RCMP commissioner Mike Duheme has confirmed that the federal police force is currently investigating a scandal involving the Liberal government allegedly distributing tens of millions of taxpayer dollars to ineligible companies.
Police have said they are looking at whether there is any criminal wrongdoing associated with the Sustainable Development Technology Canada scandal.
In comments made to reporters on Thursday, Duheme confirmed that the RCMP have received documents pertinent to the scandal and is currently conducting an investigation into the matter.
“We did receive the documents and investigations are ongoing so I’ll limit my comments to that,” said Duheme.
SDTC – a crown corporation dedicated to advancing clean technology innovation – has come under fire after government oversight bodies concluded its board of directors and executives were involved in gross mismanagement of taxpayer funds and misconduct.
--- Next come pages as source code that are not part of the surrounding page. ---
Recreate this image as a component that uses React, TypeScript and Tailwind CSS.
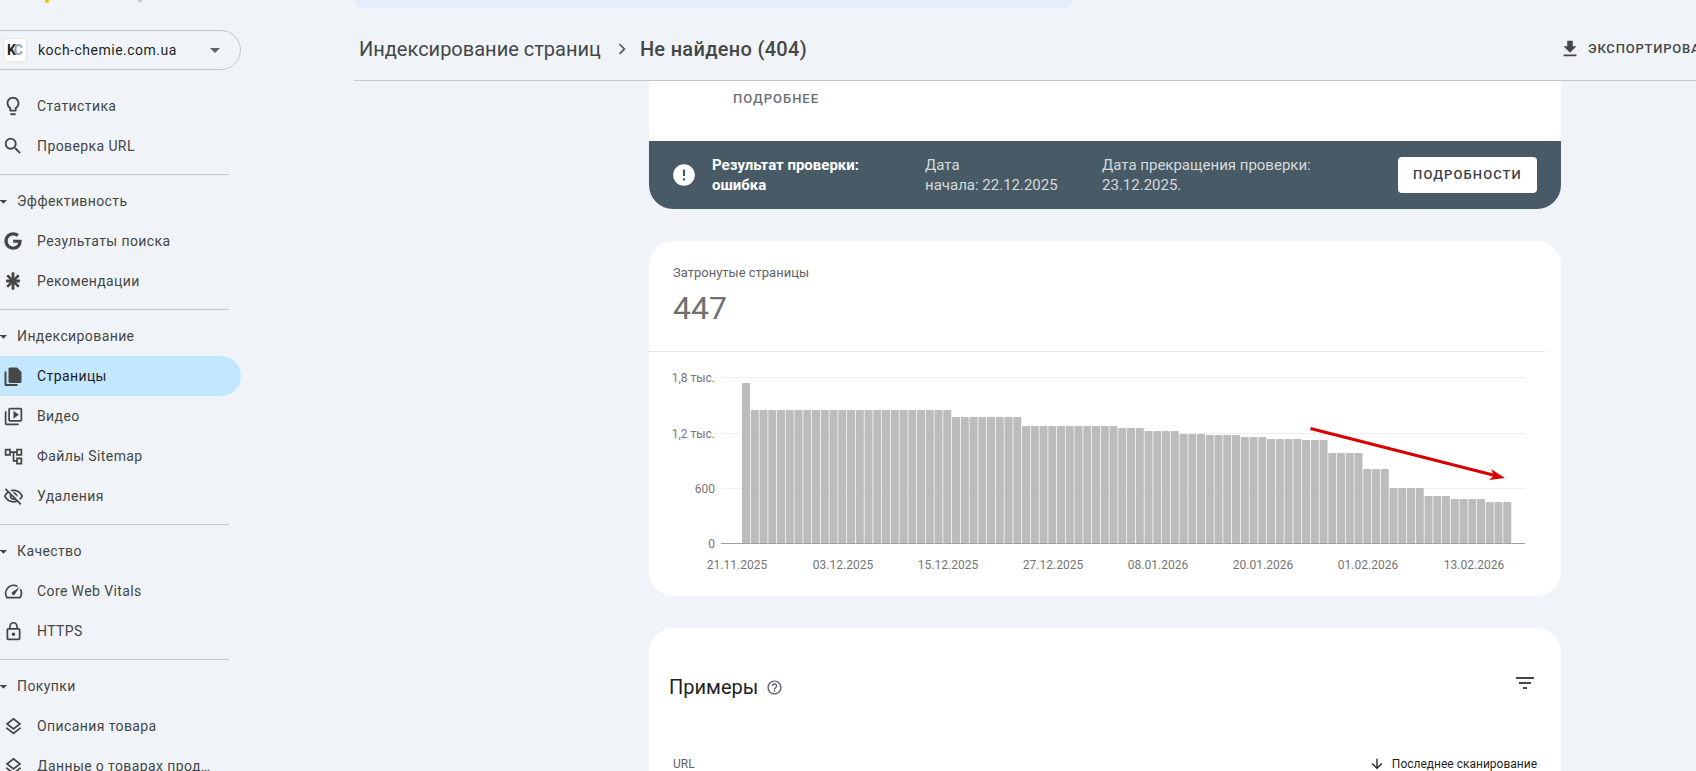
import React from "react";
import {
  MdOutlineLightbulb, MdSearch, MdOutlineVideoLibrary, MdOutlineAccountTree,
  MdOutlineVisibilityOff, MdOutlineSpeed, MdLockOutline, MdOutlineLayers, MdFileDownload,
  MdFilterList, MdHelpOutline, MdArrowDownward, MdChevronRight, MdArrowDropDown, MdError,
} from "react-icons/md";
import { FaGoogle } from "react-icons/fa";

const Asterisk = () => (
  <svg width="18" height="18" viewBox="0 0 18 18" fill="#444746">
    <rect x="7.6" y="0.3" width="2.8" height="17.4" rx="0.6" />
    <rect x="7.6" y="0.8" width="2.8" height="16.4" rx="0.6" transform="rotate(45 9 9)" />
    <rect x="7.6" y="2" width="2.8" height="14" rx="0.6" transform="rotate(90 9 9)" />
    <rect x="7.6" y="0.8" width="2.8" height="16.4" rx="0.6" transform="rotate(135 9 9)" />
  </svg>
);

const Pages = () => (
  <svg width="18" height="19" viewBox="0 0 18 19" fill="#444746">
    <path d="M6 0.5h7l4.5 4.5v9.5a1.5 1.5 0 0 1-1.5 1.5H6a1.5 1.5 0 0 1-1.5-1.5V2A1.5 1.5 0 0 1 6 0.5z" />
    <path d="M0.5 4.5h2v12.5h11v2H2a1.5 1.5 0 0 1-1.5-1.5z" />
  </svg>
);

function NavRow({ icon, label, active }: { icon: React.ReactNode; label: string; active?: boolean }) {
  return (
    <div className={active
      ? "h-10 w-[241px] flex items-center rounded-r-[20px] bg-[#c2e7ff] text-[#1f1f1f]"
      : "h-10 w-[241px] flex items-center text-[#444746]"}>
      <span className="w-[26px] mr-[11px] shrink-0 flex justify-center text-[#444746]">{icon}</span>
      <span className="text-[14px] tracking-[0.4px] whitespace-nowrap">{label}</span>
    </div>
  );
}

function Section({ label }: { label: string }) {
  return (
    <div className="h-10 flex items-center text-[#444746]">
      <span className="w-[17px] shrink-0 flex justify-center -ml-[5px] mr-[5px]"><MdArrowDropDown size={17} /></span>
      <span className="text-[14px] tracking-[0.4px]">{label}</span>
    </div>
  );
}

const Hr = () => <div className="h-px w-[229px] bg-[#c7c7c7] mt-2 mb-[6px]" />;

const groups: [number, number][] = [
  [383, 1], [410, 23], [417, 8], [426, 11], [428, 3], [431, 4], [434, 3], [435, 4], [437, 3],
  [439, 4], [440, 3], [453, 4], [469, 3], [488, 4], [496, 3], [499, 4], [502, 3],
];
const tops: number[] = groups.flatMap(([t, n]) => Array.from({ length: n }, () => t));
const PITCH = 770 / 88;

function Chart() {
  const xl: [string, number][] = [
    ["21.11.2025", 737], ["03.12.2025", 843], ["15.12.2025", 948], ["27.12.2025", 1053],
    ["08.01.2026", 1158], ["20.01.2026", 1263], ["01.02.2026", 1368], ["13.02.2026", 1474],
  ];
  const yl: [string, number][] = [["1,8 тыс.", 377], ["1,2 тыс.", 433], ["600", 488], ["0", 543]];
  return (
    <svg width="912" height="244" viewBox="649 352 912 244" className="block" style={{ fontFamily: "Roboto, sans-serif" }}>
      {[377, 433, 488].map((y) => (
        <line key={y} x1="721" x2="1525" y1={y + 0.5} y2={y + 0.5} stroke="#eeeeee" />
      ))}
      <line x1="721" x2="1525" y1="543.5" y2="543.5" stroke="#9e9e9e" />
      {tops.map((t, i) => (
        <rect key={i} x={742 + i * PITCH} y={t} width={PITCH - 0.7} height={543 - t} rx="1" fill="#bcbcbc" />
      ))}
      {yl.map(([s, y]) => (
        <text key={s} x="715" y={y + 5} textAnchor="end" fontSize="12" fill="#757575">{s}</text>
      ))}
      {xl.map(([s, x]) => (
        <text key={s} x={x} y="569" textAnchor="middle" fontSize="12" fill="#757575">{s}</text>
      ))}
      <line x1="1310.5" y1="428.5" x2="1495" y2="475.5" stroke="#d90000" strokeWidth="3.2" />
      <polygon points="1505,478 1489,480 1494,475.5 1491,469" fill="#d90000" />
    </svg>
  );
}

export default function App() {
  return (
    <div className="h-[771px] w-[1696px] overflow-hidden flex bg-[#f0f4f9] text-[#444746]" style={{ fontFamily: "Roboto, sans-serif" }}>
      {/* sidebar */}
      <aside className="w-[354px] shrink-0">
        <div className="h-[30px] relative">
          <span className="absolute left-[45px] -top-[1px] w-[4px] h-[4px] rounded-full bg-[#fbbc04]" />
          <span className="absolute left-[138px] -top-[1px] w-[4px] h-[3px] rounded-full bg-[#c4c7c5]" />
        </div>
        <div className="h-10 w-[261px] -ml-5 pl-[22px] border border-[#c4c7c5] rounded-full flex items-center mb-4">
          <span className="w-[24px] h-[24px] bg-white rounded-[2px] border border-[#e6e6e6] flex items-center justify-center text-[14px] font-bold text-[#222] shrink-0">
            K<span className="text-[#9aa0a6] -ml-[2px]">C</span>
          </span>
          <span className="ml-[11px] text-[14px] tracking-[0.5px] text-[#1f1f1f] whitespace-nowrap">koch-chemie.com.ua</span>
          <span className="ml-[26px] text-[#5f6368]"><MdArrowDropDown size={24} /></span>
        </div>
        <NavRow icon={<MdOutlineLightbulb size={22} />} label="Статистика" />
        <NavRow icon={<MdSearch size={22} />} label="Проверка URL" />
        <Hr />
        <Section label="Эффективность" />
        <NavRow icon={<FaGoogle size={18} />} label="Результаты поиска" />
        <NavRow icon={<Asterisk />} label="Рекомендации" />
        <Hr />
        <Section label="Индексирование" />
        <NavRow active icon={<Pages />} label="Страницы" />
        <NavRow icon={<MdOutlineVideoLibrary size={21} />} label="Видео" />
        <NavRow icon={<MdOutlineAccountTree size={21} />} label="Файлы Sitemap" />
        <NavRow icon={<MdOutlineVisibilityOff size={21} />} label="Удаления" />
        <Hr />
        <Section label="Качество" />
        <NavRow icon={<MdOutlineSpeed size={21} />} label="Core Web Vitals" />
        <NavRow icon={<MdLockOutline size={21} />} label="HTTPS" />
        <Hr />
        <Section label="Покупки" />
        <NavRow icon={<MdOutlineLayers size={21} />} label="Описания товара" />
        <NavRow icon={<MdOutlineLayers size={21} />} label="Данные о товарах прод…" />
      </aside>

      {/* main */}
      <main className="flex-1 min-w-0 flex flex-col">
        <div className="h-2 w-[717px] ml-px bg-[#e3edfc] rounded-b-[14px] shrink-0" />
        <header className="h-[73px] shrink-0 border-b border-[#c7c7c7] flex items-center pl-[5px] pt-[9px] overflow-hidden">
          <span className="text-[20px] text-[#444746] whitespace-nowrap">Индексирование страниц</span>
          <MdChevronRight size={22} className="ml-[10px] mr-[7px] text-[#5f6368] shrink-0" />
          <span className="text-[20px] font-medium tracking-[0.3px] text-[#444746] whitespace-nowrap">Не найдено (404)</span>
          <MdFileDownload size={22} className="ml-[752px] text-[#444746] shrink-0" />
          <span className="ml-[7px] text-[13px] font-medium tracking-[0.8px] text-[#444746] whitespace-nowrap">ЭКСПОРТИРОВАТЬ</span>
        </header>

        <div className="w-[912px] ml-[295px] flex flex-col gap-8">
          {/* card 1 */}
          <section className="h-[128px] bg-white rounded-b-[24px] overflow-hidden flex flex-col">
            <div className="h-[60px] pl-[84px] pt-2 text-[13px] font-medium tracking-[1px] text-[#6b6f72]">ПОДРОБНЕЕ</div>
            <div className="h-[68px] bg-[#485a65] flex items-center text-[15px] leading-5">
              <span className="w-[63px] flex justify-end shrink-0 pr-[15px]"><MdError size={26} className="text-white" /></span>
              <div className="w-[213px] shrink-0 font-bold text-white">Результат проверки:<br />ошибка</div>
              <div className="w-[177px] shrink-0 text-[#d5dadd]">Дата<br />начала: 22.12.2025</div>
              <div className="w-[296px] shrink-0 text-[#d5dadd]">Дата прекращения проверки:<br />23.12.2025.</div>
              <button className="w-[139px] h-9 bg-white rounded-[4px] text-[13px] font-medium tracking-[1.1px] text-[#3c4043]">ПОДРОБНОСТИ</button>
            </div>
          </section>

          {/* card 2 */}
          <section className="h-[355px] bg-white rounded-[24px]">
            <div className="h-[111px] border-b border-[#e3e3e3] mr-4 pl-6 pt-[24px]">
              <div className="text-[13px] leading-4 text-[#5f6368]">Затронутые страницы</div>
              <div className="text-[32px] leading-9 mt-[9px] text-[#6f6f6f]">447</div>
            </div>
            <Chart />
          </section>

          {/* card 3 */}
          <section className="h-[200px] bg-white rounded-[24px] px-6">
            <div className="flex items-start pt-[45px] -ml-1">
              <span className="text-[20px] leading-7 text-[#1f1f1f]">Примеры</span>
              <MdHelpOutline size={17} className="ml-2 mt-[6px] text-[#5f6368]" />
              <MdFilterList size={24} className="ml-auto -mt-[2px] mr-0 text-[#444746]" />
            </div>
            <div className="flex items-center mt-[54px] text-[12px]">
              <span className="text-[#5f6368]">URL</span>
              <MdArrowDownward size={16} className="ml-auto mr-[7px] text-[#1f1f1f]" />
              <span className="text-[#1f1f1f]">Последнее сканирование</span>
            </div>
          </section>
        </div>
      </main>
    </div>
  );
}
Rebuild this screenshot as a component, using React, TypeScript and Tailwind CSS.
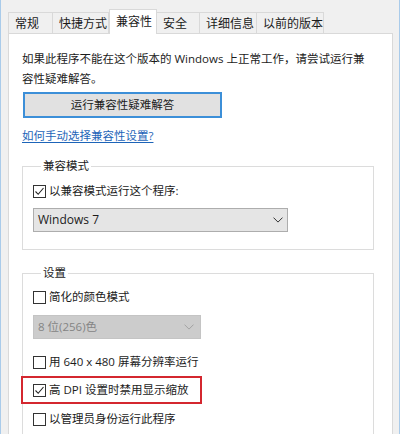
const tabs = [
  { label: "常规", w: "w-[45px]" },
  { label: "快捷方式", w: "w-[57px]" },
  { label: "兼容性", w: "w-[48px]", active: true },
  { label: "安全", w: "w-[44px]" },
  { label: "详细信息", w: "w-[58px]" },
  { label: "以前的版本", w: "w-[68px]" },
];

const CheckBox = ({ checked }: { checked?: boolean }) => (
  <span className="flex h-[13px] w-[13px] shrink-0 items-center justify-center border border-[#333333] bg-white">
    {checked && (
      <svg width="11" height="11" viewBox="0 0 11 11">
        <polyline
          points="1.5,5.5 4.2,8.3 9.5,2"
          fill="none"
          stroke="#222222"
          strokeWidth="1.1"
        />
      </svg>
    )}
  </span>
);

const CheckRow = ({ label, checked }: { label: string; checked?: boolean }) => (
  <div className="flex h-[20px] items-center gap-x-[3px]">
    <CheckBox checked={checked} />
    <span>{label}</span>
  </div>
);

const Chevron = ({ color }: { color: string }) => (
  <svg width="10" height="6" viewBox="0 0 10 6">
    <polyline
      points="0.5,0.6 5,5.1 9.5,0.6"
      fill="none"
      stroke={color}
      strokeWidth="1"
    />
  </svg>
);

export default function App() {
  return (
    <div
      className="h-[434px] w-[400px] overflow-hidden border-x border-[#a9cbea] bg-[#f0f0f0] text-[11.5px] leading-[20px] text-[#1b1b1b]"
      style={{ fontFamily: '"Open Sans", "Noto Sans CJK SC", sans-serif' }}
    >
      {/* tabs */}
      <div className="flex h-[33px] items-end pl-[7px] text-[12px]">
        {tabs.map((t) =>
          t.active ? (
            <div
              key={t.label}
              className={`${t.w} relative z-10 -mb-px h-[25px] border border-b-0 border-[#d9d9d9] bg-white pl-[6px] pt-[2px]`}
            >
              {t.label}
            </div>
          ) : (
            <div
              key={t.label}
              className={`${t.w} -ml-px h-[21px] border border-b-0 border-[#d9d9d9] bg-[#f0f0f0] pl-[6px] pt-[1px] first:ml-0`}
            >
              {t.label}
            </div>
          ),
        )}
      </div>

      {/* panel */}
      <div className="ml-[7px] h-[420px] w-[385px] border border-[#d9d9d9] bg-white pl-[13px] pt-[15px]">
        <p>
          如果此程序不能在这个版本的 Windows 上正常工作，请尝试运行兼
          <br />
          容性疑难解答。
        </p>

        <button className="ml-px mt-[3px] h-[26px] w-[199px] border-2 border-[#3c8fd8] bg-[#e1e1e1] text-center">
          运行兼容性疑难解答
        </button>

        <div className="mt-[8px]">
          <a className="text-[#1d64b8] underline underline-offset-2">
            如何手动选择兼容性设置?
          </a>
        </div>

        <fieldset className="mt-[10px] w-[352px] border border-[#dcdcdc] pb-[17px] pl-[10px]">
          <legend className="ml-[8px] px-[2px]">兼容模式</legend>
          <div className="mt-[5px]">
            <CheckRow label="以兼容模式运行这个程序:" checked />
          </div>
          <div className="mt-[7px] flex h-[24px] w-[255px] items-center justify-between border border-[#adadad] bg-[#e5e5e5] pl-[4px] pr-[4px] text-[12px]">
            <span>Windows 7</span>
            <Chevron color="#333333" />
          </div>
        </fieldset>

        <fieldset className="mt-[13px] h-[200px] w-[352px] border border-[#dcdcdc] pl-[10px]">
          <legend className="ml-[8px] px-[2px]">设置</legend>
          <div className="mt-[4px]">
            <CheckRow label="简化的颜色模式" />
          </div>
          <div className="mt-[8px] flex h-[24px] w-[168px] items-center justify-between border border-[#c4c4c4] bg-[#cccccc] pl-[4px] pr-[6px] text-[#848484]">
            <span>8 位(256)色</span>
            <Chevron color="#a3a3a3" />
          </div>
          <div className="mt-[13px]">
            <CheckRow label="用 640 x 480 屏幕分辨率运行" />
          </div>
          <div className="-ml-[12px] mt-[4px] w-[181px] border-2 border-[#d4272f] py-[2px] pl-[10px]">
            <CheckRow label="高 DPI 设置时禁用显示缩放" checked />
          </div>
          <div className="mt-[5px]">
            <CheckRow label="以管理员身份运行此程序" />
          </div>
        </fieldset>
      </div>
    </div>
  );
}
In June, just before the House of Commons’ summer recess, the Conservative party with the help of the Bloc Québécois, NDP and Green party passed a motion calling on the Trudeau government to surrender all relevant documents to the House’s law clerk who would then hand over the documents to the RCMP.
The Trudeau government has defied the order from the House, resulting in a condemnation from Liberal House Speaker Greg Fergus.
Government business in the House of Commons has ground to a screeching halt and will only resume once the Trudeau government complies with the order.
Opposition house leader Andrew Scheer celebrated the news that there was an investigation while demanding the Liberals release the SDTC files to the House.
“RCMP say they are investigating Liberal slush fund. Liberal insiders funnelled taxpayers’ money into their own businesses. Now Trudeau refuses to hand over all the evidence to the cops. Why the cover-up?” said Scheer.
The auditor general’s report and the ethics commissioner’s report, as well as an investigation conducted by Raymond Chabot Grant Thornton have found that SDTC’s board of directors and its executives had violated the Crown corporation’s funding agreement with the government, had breached conflict-of-interest and ethics laws while firing employees to cover up complaints.
In a report released in June, the auditor general stated that SDTC had granted millions of dollars to companies that were ineligible for funding under SDTC’s contribution agreement with the government.
Since the auditor general’s office had only looked at 58 of the projects that SDTC had granted funding to, they estimate that 1 in 10 start-up and scale-up projects that were awarded money were ineligible.
In a previous report commissioned by Innovation, Science, and Economic Development Canada – the department responsible for administering SDTC – it was found that in a sample of 19 companies that had been awarded multi-million dollar grants, three of them had violated SDTC’s contribution agreement.
According to a whistleblower who spoke to True North, these three companies were GHGSat, Semios, and Miovision, which were awarded $20,000,000, $17,000,000, and $16,580,000 respectively.
The auditor general also found 90 instances in which SDTC’s Board of Directors had violated conflict of interest policies by voting on or participating in discussions about a company they had previously declared a conflict of interest with. These 90 cases were connected to projects that totalled nearly $76 million in funding from taxpayers.
In a July report from the ethics commissioner, former SDTC board member Annette Vershcuren was found to have violated the Conflict of Interest Act twice by benefiting companies associated with the Verschuren Centre – a clean technology accelerator that she founded.
Former SDTC board director Guy Ouimet was also found to be in a conflict of interest with his role in a company he helped to found called Lithion Technologies, though he was cleared of any wrongdoing on the basis that he did not own enough Lithion stock to truly benefit from the grant.
In an exclusive report from True North, it was discovered that Ouimet sits on the board of Lithion Technologies, a company that received $3,842,000 in funding from SDTC on August 29, 2018, just one and a half months after Lithion was incorporated.